» **Your task**
Of all the lines here, how many include the string "styles"? Answer with the number only.

» **Dataset excerpt**
• • •

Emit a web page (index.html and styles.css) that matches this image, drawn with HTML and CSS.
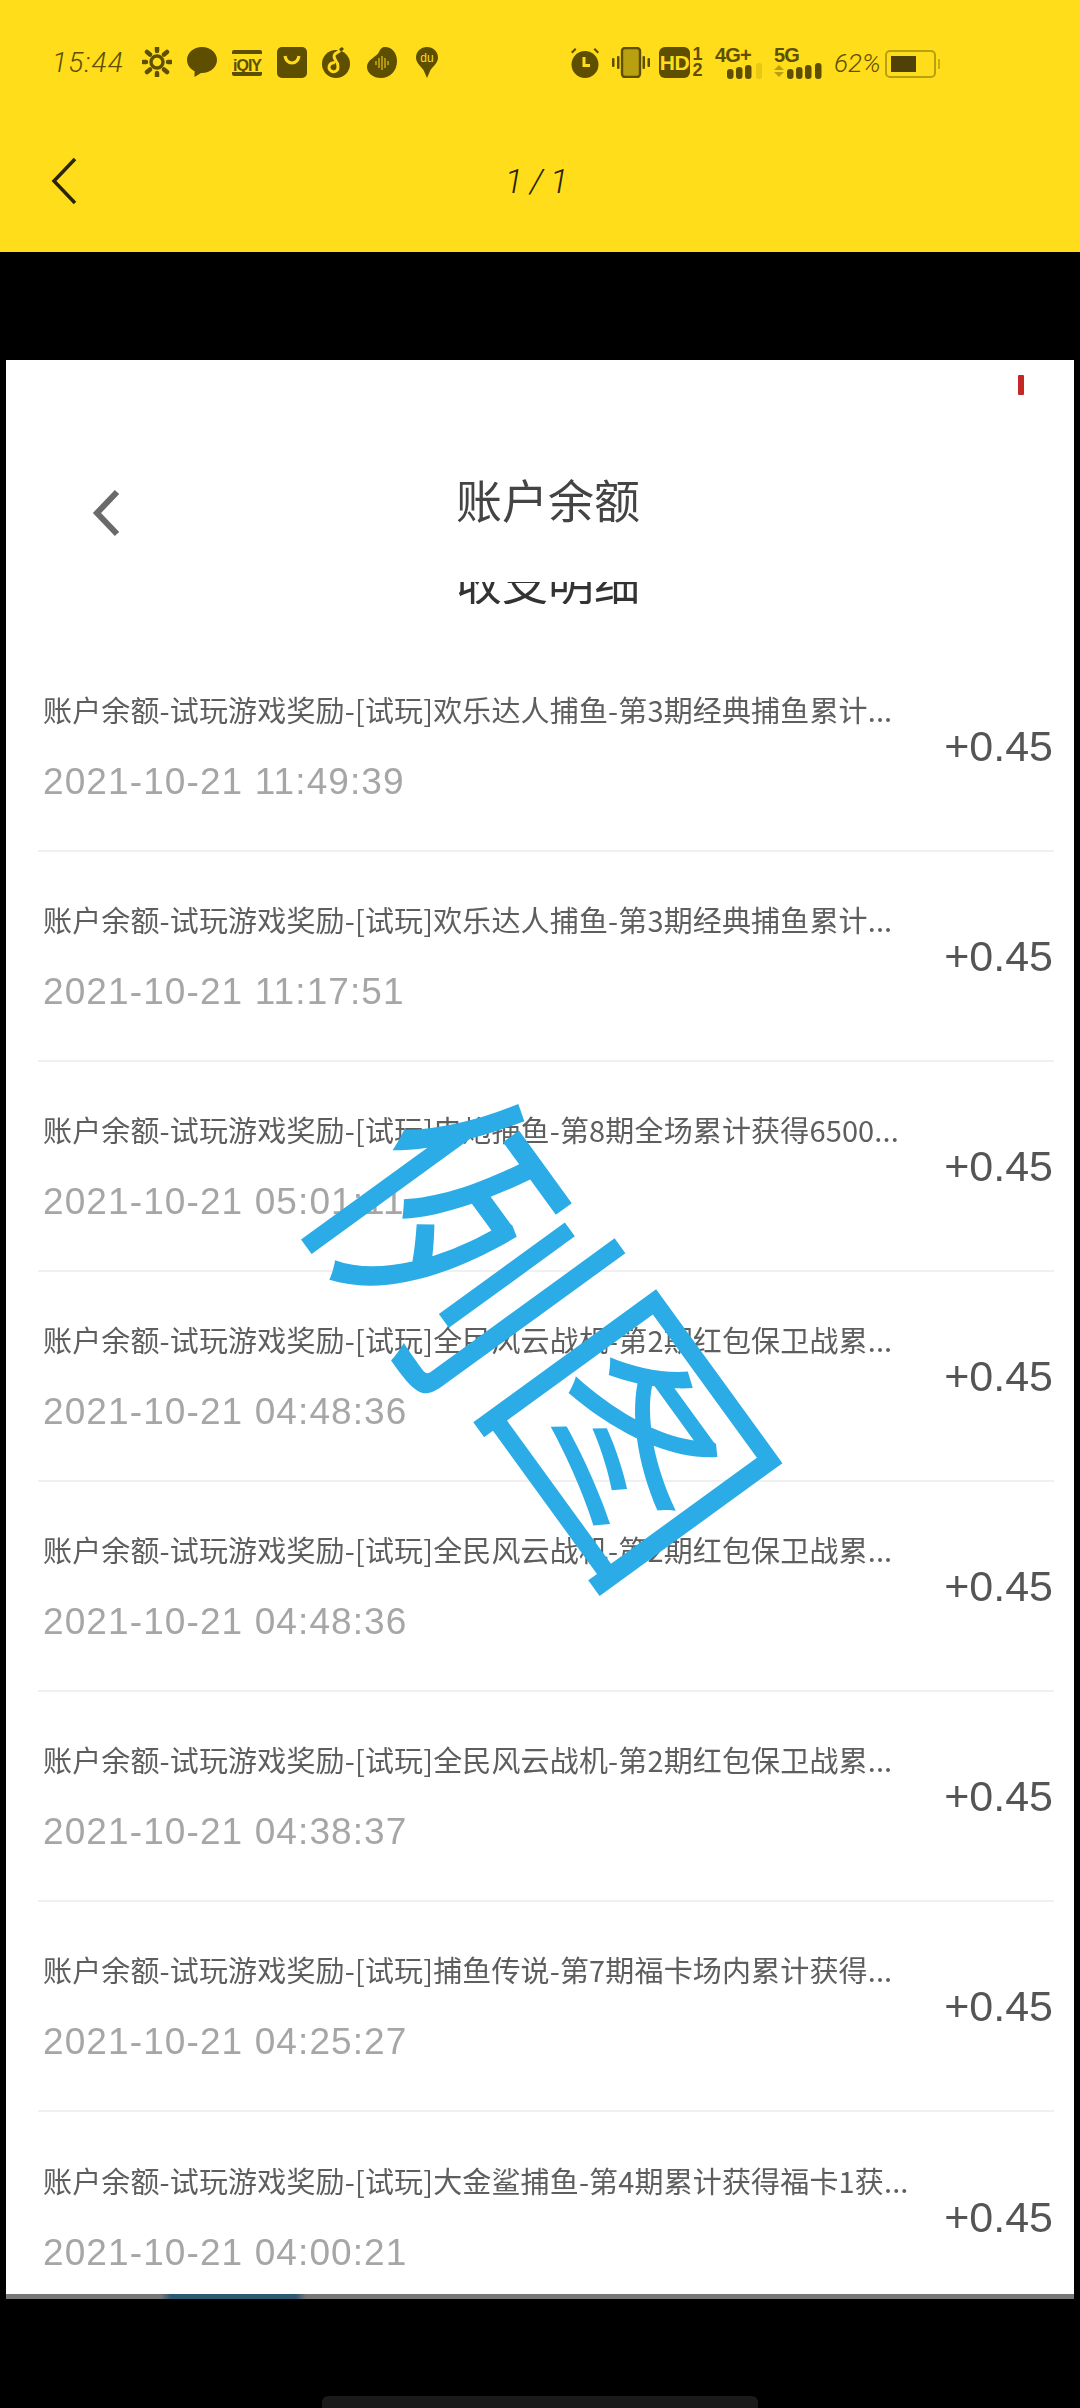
FILE: index.html
```html
<!DOCTYPE html>
<html lang="zh-CN">
<head>
<meta charset="utf-8">
<title>账户余额</title>
<link rel="stylesheet" href="styles.css">
</head>
<body>
<div class="screen">
  <header class="appbar">
    <div class="status">
      <div class="status-left">
        <span class="clock">15:44</span>
        <svg class="ic i-sun" viewBox="0 0 30 30"><circle cx="15" cy="15" r="6" fill="none" stroke-width="3.4"/><g class="rays"><path d="M15 1v3M15 26v3M1 15h3M26 15h3M5 5l3 2.500M25 5l-3 2.500M5 25l3-2.500M25 25l-3-2.500"/></g></svg>
        <svg class="ic i-bubble" viewBox="0 0 30 30"><path d="M15 0C6.700 0 0 5.700 0 13c0 5 3.200 9 7.600 11.200L7.500 30l6.500-4.100h1C23.300 25.900 30 20.200 30 13S23.300 0 15 0z"/></svg>
        <svg class="ic i-iqiyi" viewBox="0 0 30 26"><path d="M2 0h26a2 2 0 0 1 2 2v22a2 2 0 0 1-2 2H2a2 2 0 0 1-2-2V2a2 2 0 0 1 2-2z"/><rect y="4" width="30" height="18" fill="#ffdd1a"/><text x="15" y="20.500" text-anchor="middle" class="t-iqiyi">iQIY</text></svg>
        <svg class="ic i-bag" viewBox="0 0 30 31"><rect width="30" height="31" rx="5"/><path d="M8 9c1 5 4 7 7 7s6-2 7-7" fill="none" stroke="#ffdd1a" stroke-width="3.200"/></svg>
        <svg class="ic i-music" viewBox="0 0 28 31"><circle cx="14" cy="17" r="14"/><path d="M19 3l-6 4c-2 2-1 4 1 7 2 2 2 4 2 6a4.500 4.500 0 1 1-3-4" fill="none" stroke="#ffdd1a" stroke-width="3"/><path d="M17 2l3-2 2 2-3 3z"/></svg>
        <svg class="ic i-voice" viewBox="0 0 30 31"><path d="M18 0c7 0 12 6 12 14 0 10-7 17-16 17C6 31 0 26 0 20 0 12 10 10 12 5c1-3 3-5 6-5z"/><path d="M9 14v4M12 11v10M15 9v14M18 11v10M21 14v4" stroke="#ffdd1a" stroke-width="1" fill="none"/></svg>
        <svg class="ic i-pin" viewBox="0 0 22 31"><path d="M11 0c6 0 11 4.500 11 10.500 0 5.500-5 9-7.500 12.500L11 31l-3.500-8C5 19.500 0 16 0 10.500 0 4.500 5 0 11 0z"/><text x="11" y="15" text-anchor="middle" class="t-du">du</text></svg>
      </div>
      <div class="status-right">
        <svg class="ic i-alarm" viewBox="0 0 28 30"><circle cx="14" cy="16.500" r="13.500"/><path d="M4 0L0 4l1.500 1.500 4-4zM24 0l4 4-1.500 1.500-4-4z"/><path d="M13 9v8.500h6" fill="none" stroke="#ffdd1a" stroke-width="3"/></svg>
        <svg class="ic i-vib" viewBox="0 0 38 31"><rect x="10" y="1" width="18" height="29" rx="3" fill="#b8a010" stroke="#5e4e00" stroke-width="2.400"/><rect x="5" y="9" width="2.500" height="13" rx="1"/><rect y="11" width="2.500" height="9" rx="1"/><rect x="30.500" y="9" width="2.500" height="13" rx="1"/><rect x="35.500" y="11" width="2.500" height="9" rx="1"/></svg>
        <div class="hd-group">
          <svg class="ic i-hd" viewBox="0 0 31 31"><rect width="31" height="31" rx="6"/><text x="15.500" y="23" text-anchor="middle" class="t-hd">HD</text></svg>
          <div class="sim"><span>1</span><span>2</span></div>
        </div>
        <div class="net net-4g">
          <span class="net-label">4G+</span>
          <svg class="i-bars" viewBox="0 0 35 16"><rect y="6" width="6.500" height="10" rx="3"/><rect x="9" y="4" width="6.500" height="12" rx="3"/><rect x="18" y="2" width="6.500" height="14" rx="3"/><rect x="29" width="6" height="16" rx="2.500" class="dim"/></svg>
        </div>
        <div class="net net-5g">
          <span class="net-label">5G</span>
          <svg class="i-bars5" viewBox="0 0 48 16"><path d="M0 7l5-5 5 5zM0 9l5 5 5-5z" class="dim2"/><rect x="13" y="6" width="6.500" height="10" rx="3"/><rect x="22" y="4" width="6.500" height="12" rx="3"/><rect x="31" y="2" width="6.500" height="14" rx="3"/><rect x="41" width="6.500" height="16" rx="3"/></svg>
        </div>
        <span class="pct">62%</span>
        <div class="battery"><div class="battery-fill"></div></div>
        <div class="battery-nub"></div>
      </div>
    </div>
    <nav class="viewer-nav">
      <svg class="viewer-back" viewBox="0 0 26 48"><path d="M24 2L3 24l21 22" fill="none"/></svg>
      <span class="viewer-count">1/1</span>
    </nav>
  </header>

  <main class="card">
    <div class="card-top">
      <div class="red-mark"></div>
      <div class="card-nav">
        <svg class="card-back" viewBox="0 0 32 50"><path d="M27 4L7 25l20 21" fill="none"/></svg>
        <h1 class="card-title">账户余额</h1>
      </div>
      <div class="sub-clip"><h2 class="sub-title">收支明细</h2></div>
    </div>
    <ul class="rows">
      <li class="row"><div class="row-main"><p class="row-title">账户余额-试玩游戏奖励-[试玩]欢乐达人捕鱼-第3期经典捕鱼累计...</p><p class="row-date">2021-10-21 11:49:39</p></div><span class="row-amount">+0.45</span></li>
      <li class="row"><div class="row-main"><p class="row-title">账户余额-试玩游戏奖励-[试玩]欢乐达人捕鱼-第3期经典捕鱼累计...</p><p class="row-date">2021-10-21 11:17:51</p></div><span class="row-amount">+0.45</span></li>
      <li class="row"><div class="row-main"><p class="row-title">账户余额-试玩游戏奖励-[试玩]电炮捕鱼-第8期全场累计获得6500...</p><p class="row-date">2021-10-21 05:01:11</p></div><span class="row-amount">+0.45</span></li>
      <li class="row"><div class="row-main"><p class="row-title">账户余额-试玩游戏奖励-[试玩]全民风云战机-第2期红包保卫战累...</p><p class="row-date">2021-10-21 04:48:36</p></div><span class="row-amount">+0.45</span></li>
      <li class="row"><div class="row-main"><p class="row-title">账户余额-试玩游戏奖励-[试玩]全民风云战机-第2期红包保卫战累...</p><p class="row-date">2021-10-21 04:48:36</p></div><span class="row-amount">+0.45</span></li>
      <li class="row"><div class="row-main"><p class="row-title">账户余额-试玩游戏奖励-[试玩]全民风云战机-第2期红包保卫战累...</p><p class="row-date">2021-10-21 04:38:37</p></div><span class="row-amount">+0.45</span></li>
      <li class="row"><div class="row-main"><p class="row-title">账户余额-试玩游戏奖励-[试玩]捕鱼传说-第7期福卡场内累计获得...</p><p class="row-date">2021-10-21 04:25:27</p></div><span class="row-amount">+0.45</span></li>
      <li class="row"><div class="row-main"><p class="row-title">账户余额-试玩游戏奖励-[试玩]大金鲨捕鱼-第4期累计获得福卡1获...</p><p class="row-date">2021-10-21 04:00:21</p></div><span class="row-amount">+0.45</span></li>
    </ul>
    <div class="card-edge"></div>
  </main>

  <div class="watermark"><span class="wm-a">例</span><span class="wm-b">图</span></div>
  <div class="home-bar"></div>
</div>
</body>
</html>
```

FILE: styles.css
```css
* { box-sizing: border-box; }
html, body { margin: 0; padding: 0; background: #000; }
.screen {
  position: relative;
  width: 1080px;
  height: 2408px;
  overflow: hidden;
  background: #000;
  font-family: "Liberation Sans", "Noto Sans CJK SC", sans-serif;
}

/* Yellow app bar */
.appbar { height: 252px; background: #ffdd1a; color: #5e4e00; }
.status {
  display: flex;
  justify-content: space-between;
  height: 78px;
  padding: 47px 140px 0 50px;
}
.status-left, .status-right { display: flex; align-items: flex-start; height: 31px; }
.ic { display: block; fill: #5e4e00; stroke: none; }
.clock {
  width: 92px;
  padding-left: 2px;
  font: italic 300 28px/30px Roboto, sans-serif;
  letter-spacing: 1.200px;
  margin-top: 1px;
}
.i-sun { width: 30px; height: 30px; stroke: #5e4e00; }
.i-sun .rays { stroke-width: 4.500; stroke-linecap: round; }
.i-bubble { width: 30px; height: 30px; margin-left: 15px; }
.i-iqiyi { width: 30px; height: 26px; margin: 3px 0 0 15px; }
.t-iqiyi { font: 700 16px "Liberation Sans", sans-serif; fill: #5e4e00; letter-spacing: -1px; }
.i-bag { width: 30px; height: 31px; margin-left: 15px; }
.i-music { width: 28px; height: 31px; margin-left: 15px; }
.i-voice { width: 30px; height: 31px; margin-left: 17px; }
.i-pin { width: 22px; height: 31px; margin-left: 19px; }
.t-du { font: 400 12px "Liberation Sans", sans-serif; fill: #ffdd1a; }

.i-alarm { width: 28px; height: 30px; margin-top: 1px; }
.i-vib { width: 38px; height: 31px; margin-left: 13px; }
.hd-group { display: flex; margin-left: 9px; }
.i-hd { width: 31px; height: 31px; }
.t-hd { font: 700 21px "Liberation Sans", sans-serif; fill: #ffdd1a; letter-spacing: -.5px; }
.sim {
  display: flex;
  flex-direction: column;
  width: 13px;
  margin-left: 1px;
  font: 700 18px/15.500px "Liberation Sans", sans-serif;
  text-align: center;
}
.net { height: 31px; }
.net-4g { width: 47px; margin-left: 11px; }
.net-5g { width: 48px; margin-left: 12px; }
.net-label {
  display: block;
  font: 700 20px/16px "Liberation Sans", sans-serif;
  letter-spacing: -0.800px;
}
.i-bars { display: block; width: 35px; height: 16px; margin: 0 0 0 12px; fill: #5e4e00; }
.i-bars .dim { fill: #e8c810; }
.i-bars5 { display: block; width: 48px; height: 16px; fill: #5e4e00; }
.i-bars5 .dim2 { fill: #b8a010; }
.pct {
  width: 46px;
  margin: 1px 0 0 12px;
  font: italic 300 26px/30px Roboto, sans-serif;
}
.battery {
  width: 51px;
  height: 28px;
  margin: 3px 0 0 5px;
  padding: 4px;
  border: 2px solid #b8a010;
  border-radius: 5px;
}
.battery-fill { width: 25px; height: 16px; background: #4f4108; }
.battery-nub { width: 2px; height: 10px; margin: 12px 0 0 2px; background: #c9ae10; }

.viewer-nav {
  position: relative;
  display: flex;
  align-items: center;
  justify-content: center;
  height: 104px;
  margin-top: 50px;
}
.viewer-back {
  position: absolute;
  left: 51px;
  top: 29px;
  width: 26px;
  height: 48px;
  stroke: #2a2508;
  stroke-width: 3.500;
}
.viewer-count {
  font: italic 300 34px/40px Roboto, sans-serif;
  letter-spacing: 7px;
  color: #2a2508;
  margin-top: 2px;
}

/* Card (screenshot of the app) */
.card {
  display: flex;
  flex-direction: column;
  height: 1939px;
  margin: 108px 6px 0;
  background: #fff;
  overflow: hidden;
}
.card-top { position: relative; height: 282px; flex: none; }
.red-mark {
  position: absolute;
  right: 50px;
  top: 15px;
  width: 6px;
  height: 20px;
  background: #c62828;
  border-radius: 1px;
  filter: blur(.6px);
}
.card-nav {
  position: relative;
  display: flex;
  justify-content: center;
  height: 120px;
  padding: 108px 0 0 16px;
}
.card-back {
  position: absolute;
  left: 84px;
  top: 128px;
  width: 32px;
  height: 50px;
  stroke: #6a6a6a;
  stroke-width: 6;
}
.card-title {
  margin: 0;
  font: 400 46px/60px "Noto Sans CJK SC", sans-serif;
  color: #444;
  white-space: nowrap;
  filter: blur(.5px);
}
.sub-clip {
  position: absolute;
  left: 0;
  right: 0;
  top: 222px;
  height: 22px;
  padding-left: 16px;
  overflow: hidden;
  text-align: center;
}
.sub-title {
  margin: -35px 0 0;
  font: 400 46px/66px "Noto Sans CJK SC", sans-serif;
  color: #333;
  filter: blur(.5px);
}

.rows {
  flex: 1 1 0;
  min-height: 0;
  margin: 0;
  padding: 0 20px 0 32px;
  list-style: none;
  overflow: hidden;
}
.row {
  display: flex;
  align-items: center;
  justify-content: space-between;
  height: 210px;
  padding-left: 5px;
  border-bottom: 2px solid #f0f0f0;
}
.row:last-child { border-bottom: 0; }
.row-main { min-width: 0; padding-top: 4px; }
.row-title {
  margin: 0;
  font: 400 29px/40px "Noto Sans CJK SC", sans-serif;
  letter-spacing: .15px;
  color: #5e5e5e;
  white-space: nowrap;
  filter: blur(.5px);
}
.row-date {
  margin: 28px 0 0;
  font: 400 37px/50px "Liberation Sans", sans-serif;
  letter-spacing: 1.100px;
  color: #a6a6a6;
  white-space: nowrap;
  filter: blur(.5px);
}
.row-amount {
  flex: none;
  margin-right: 1px;
  font: 400 43px/50px "Liberation Sans", sans-serif;
  color: #555;
  filter: blur(.5px);
}
.card-edge {
  flex: none;
  height: 5px;
  background: linear-gradient(90deg, #777 0 155px, #2d5a70 165px 290px, #777 300px);
}

/* Diagonal stamp over the list */
.watermark {
  position: absolute;
  left: 295px;
  top: 1201px;
  width: 516px;
  height: 258px;
  display: flex;
  transform: rotate(54deg);
  font: 400 258px/258px "Noto Sans CJK SC", sans-serif;
  color: #2bace6;
  text-align: center;
}
.wm-a, .wm-b { display: block; width: 258px; flex: none; }
.wm-a { transform: translateY(8px) scaleY(1.08); }
.wm-b { transform: translate(6px, -14px); }
.home-bar {
  position: absolute;
  left: 322px;
  top: 2396px;
  width: 436px;
  height: 12px;
  background: #1a1a1a;
  border-radius: 6px 6px 0 0;
}
```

• • •

» **Full answer**
3